:: Data ::
====

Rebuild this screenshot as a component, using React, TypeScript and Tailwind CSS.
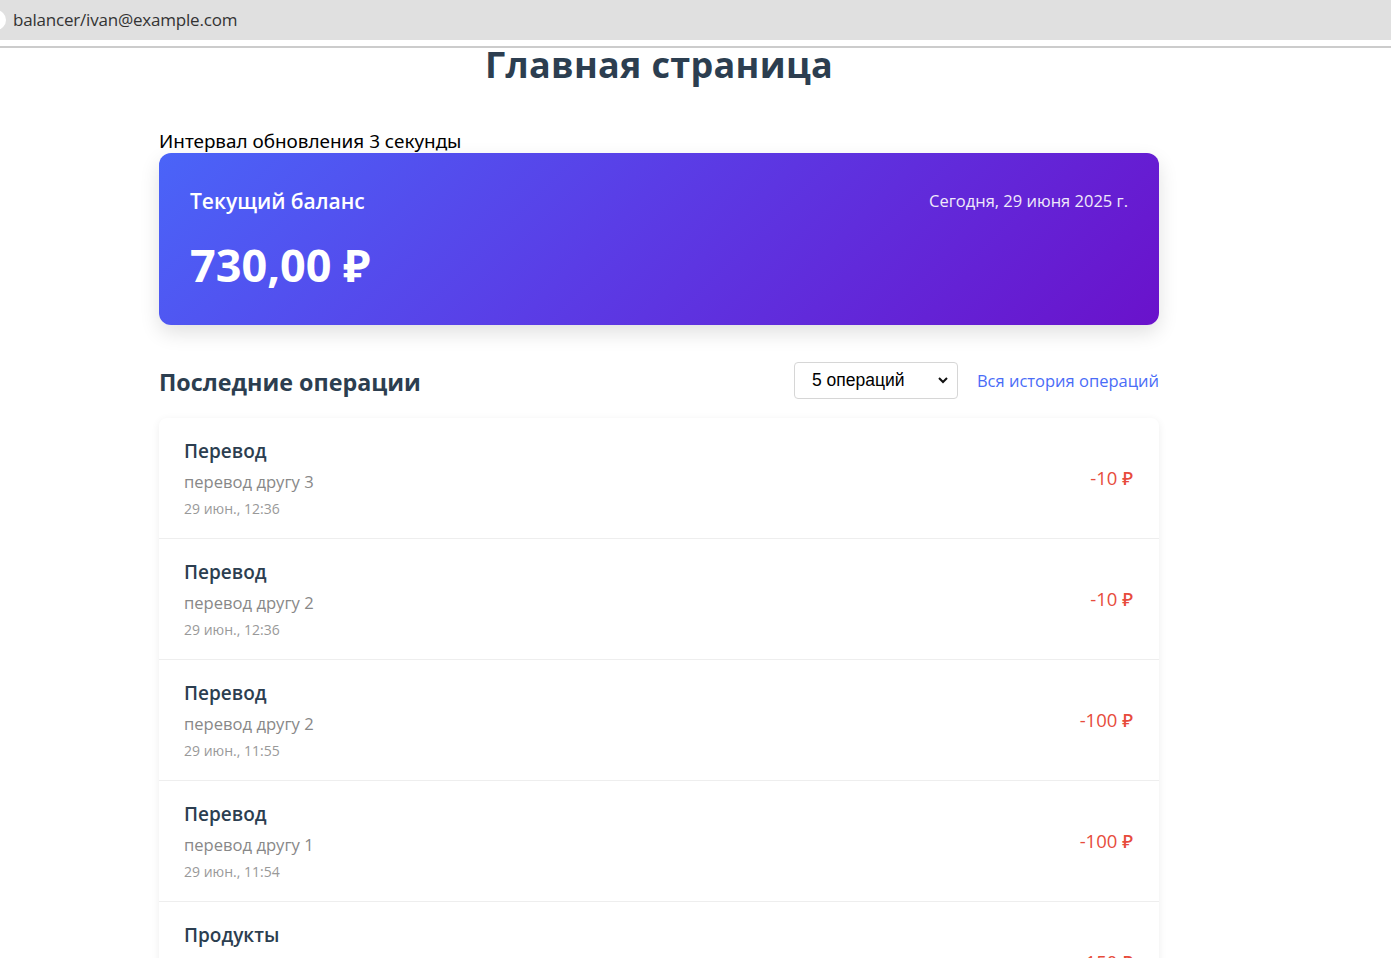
import React from "react";

const ops = [
  { t: "Перевод", d: "перевод другу 3", date: "29 июн., 12:36", a: "-10 ₽" },
  { t: "Перевод", d: "перевод другу 2", date: "29 июн., 12:36", a: "-10 ₽" },
  { t: "Перевод", d: "перевод другу 2", date: "29 июн., 11:55", a: "-100 ₽" },
  { t: "Перевод", d: "перевод другу 1", date: "29 июн., 11:54", a: "-100 ₽" },
  { t: "Продукты", d: "продукты", date: "29 июн., 11:50", a: "-150 ₽" },
];

export default function App() {
  return (
    <div className="h-[958px] overflow-hidden bg-white" style={{ fontFamily: '"Open Sans", "Noto Sans", sans-serif' }}>
      <div className="h-[40px] bg-[#e0e0e0] flex items-center relative">
        <div className="absolute left-[-14px] top-[10px] w-[20px] h-[20px] rounded-full bg-white"></div>
        <span className="ml-[13px] text-[17px] text-[#333] tracking-[-0.2px]">balancer/ivan@example.com</span>
      </div>
      <div className="h-[6px]"></div>
      <div className="h-[2px] bg-[#cccccc]"></div>
      <div className="ml-[159px] w-[1000px]">
        <h1 className="text-center text-[36px] font-bold text-[#2c3e50] leading-[38px] mt-[-2px] tracking-[0.3px]">Главная страница</h1>
        <div className="mt-[45px] text-[18.9px] text-black leading-[24px]" style={{ fontFamily: '"Noto Sans", sans-serif' }}>Интервал обновления 3 секунды</div>
        <div className="h-[172px] rounded-[12px] bg-[linear-gradient(135deg,#4a64f8_0%,#5a3de6_45%,#6a12cb_100%)] shadow-[0_8px_20px_rgba(0,0,0,0.12)] px-[31px] pt-[34px] text-white">
          <div className="flex justify-between items-start">
            <div className="text-[21px] font-semibold leading-[28px]">Текущий баланс</div>
            <div className="text-[16.5px] leading-[28px] opacity-90">Сегодня, 29 июня 2025 г.</div>
          </div>
          <div className="mt-[22px] text-[45px] font-bold leading-[56px]">730,00 ₽</div>
        </div>
        <div className="mt-[37px] flex items-center justify-between h-[36px]">
          <h2 className="text-[23.3px] font-bold text-[#2c3e50] mt-[4px]">Последние операции</h2>
          <div className="flex items-center gap-[19px]">
            <div className="w-[164px] h-[37px] border border-[#d6d6d6] rounded-[4px] flex items-center justify-between pl-[17px] pr-[8px] bg-white" style={{ fontFamily: '"Liberation Sans", Arial, sans-serif' }}>
              <span className="text-[17.5px] text-black">5 операций</span>
              <svg width="12" height="12" viewBox="0 0 12 12"><path d="M2 4 L6 8 L10 4" fill="none" stroke="#111" strokeWidth="2" /></svg>
            </div>
            <a className="text-[16.5px] text-[#4a6cf7] mt-[3px]">Вся история операций</a>
          </div>
        </div>
        <div className="mt-[20px] bg-white rounded-[8px] shadow-[0_2px_8px_rgba(0,0,0,0.07)]">
          {ops.map((o, i) => (
            <div key={i} className="h-[121px] border-b border-[#eeeeee] flex items-center justify-between pl-[25px] pr-[26px]">
              <div className="flex flex-col">
                <div className="text-[19px] font-semibold text-[#2c3e50] leading-[26px]">{o.t}</div>
                <div className="text-[16.6px] text-[#888] leading-[24px] mt-[6px]">{o.d}</div>
                <div className="text-[14px] text-[#999] leading-[20px] mt-[5px]">{o.date}</div>
              </div>
              <div className="text-[18.5px] text-[#e74c3c] font-medium">{o.a}</div>
            </div>
          ))}
        </div>
      </div>
    </div>
  );
}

====

Go through the listing above and quote it exactly, apart from its images.

:: Solution to this exercise ::
Rebuild this screenshot as a component, using React, TypeScript and Tailwind CSS.
import React from "react";

const ops = [
  { t: "Перевод", d: "перевод другу 3", date: "29 июн., 12:36", a: "-10 ₽" },
  { t: "Перевод", d: "перевод другу 2", date: "29 июн., 12:36", a: "-10 ₽" },
  { t: "Перевод", d: "перевод другу 2", date: "29 июн., 11:55", a: "-100 ₽" },
  { t: "Перевод", d: "перевод другу 1", date: "29 июн., 11:54", a: "-100 ₽" },
  { t: "Продукты", d: "продукты", date: "29 июн., 11:50", a: "-150 ₽" },
];

export default function App() {
  return (
    <div className="h-[958px] overflow-hidden bg-white" style={{ fontFamily: '"Open Sans", "Noto Sans", sans-serif' }}>
      <div className="h-[40px] bg-[#e0e0e0] flex items-center relative">
        <div className="absolute left-[-14px] top-[10px] w-[20px] h-[20px] rounded-full bg-white"></div>
        <span className="ml-[13px] text-[17px] text-[#333] tracking-[-0.2px]">balancer/ivan@example.com</span>
      </div>
      <div className="h-[6px]"></div>
      <div className="h-[2px] bg-[#cccccc]"></div>
      <div className="ml-[159px] w-[1000px]">
        <h1 className="text-center text-[36px] font-bold text-[#2c3e50] leading-[38px] mt-[-2px] tracking-[0.3px]">Главная страница</h1>
        <div className="mt-[45px] text-[18.9px] text-black leading-[24px]" style={{ fontFamily: '"Noto Sans", sans-serif' }}>Интервал обновления 3 секунды</div>
        <div className="h-[172px] rounded-[12px] bg-[linear-gradient(135deg,#4a64f8_0%,#5a3de6_45%,#6a12cb_100%)] shadow-[0_8px_20px_rgba(0,0,0,0.12)] px-[31px] pt-[34px] text-white">
          <div className="flex justify-between items-start">
            <div className="text-[21px] font-semibold leading-[28px]">Текущий баланс</div>
            <div className="text-[16.5px] leading-[28px] opacity-90">Сегодня, 29 июня 2025 г.</div>
          </div>
          <div className="mt-[22px] text-[45px] font-bold leading-[56px]">730,00 ₽</div>
        </div>
        <div className="mt-[37px] flex items-center justify-between h-[36px]">
          <h2 className="text-[23.3px] font-bold text-[#2c3e50] mt-[4px]">Последние операции</h2>
          <div className="flex items-center gap-[19px]">
            <div className="w-[164px] h-[37px] border border-[#d6d6d6] rounded-[4px] flex items-center justify-between pl-[17px] pr-[8px] bg-white" style={{ fontFamily: '"Liberation Sans", Arial, sans-serif' }}>
              <span className="text-[17.5px] text-black">5 операций</span>
              <svg width="12" height="12" viewBox="0 0 12 12"><path d="M2 4 L6 8 L10 4" fill="none" stroke="#111" strokeWidth="2" /></svg>
            </div>
            <a className="text-[16.5px] text-[#4a6cf7] mt-[3px]">Вся история операций</a>
          </div>
        </div>
        <div className="mt-[20px] bg-white rounded-[8px] shadow-[0_2px_8px_rgba(0,0,0,0.07)]">
          {ops.map((o, i) => (
            <div key={i} className="h-[121px] border-b border-[#eeeeee] flex items-center justify-between pl-[25px] pr-[26px]">
              <div className="flex flex-col">
                <div className="text-[19px] font-semibold text-[#2c3e50] leading-[26px]">{o.t}</div>
                <div className="text-[16.6px] text-[#888] leading-[24px] mt-[6px]">{o.d}</div>
                <div className="text-[14px] text-[#999] leading-[20px] mt-[5px]">{o.date}</div>
              </div>
              <div className="text-[18.5px] text-[#e74c3c] font-medium">{o.a}</div>
            </div>
          ))}
        </div>
      </div>
    </div>
  );
}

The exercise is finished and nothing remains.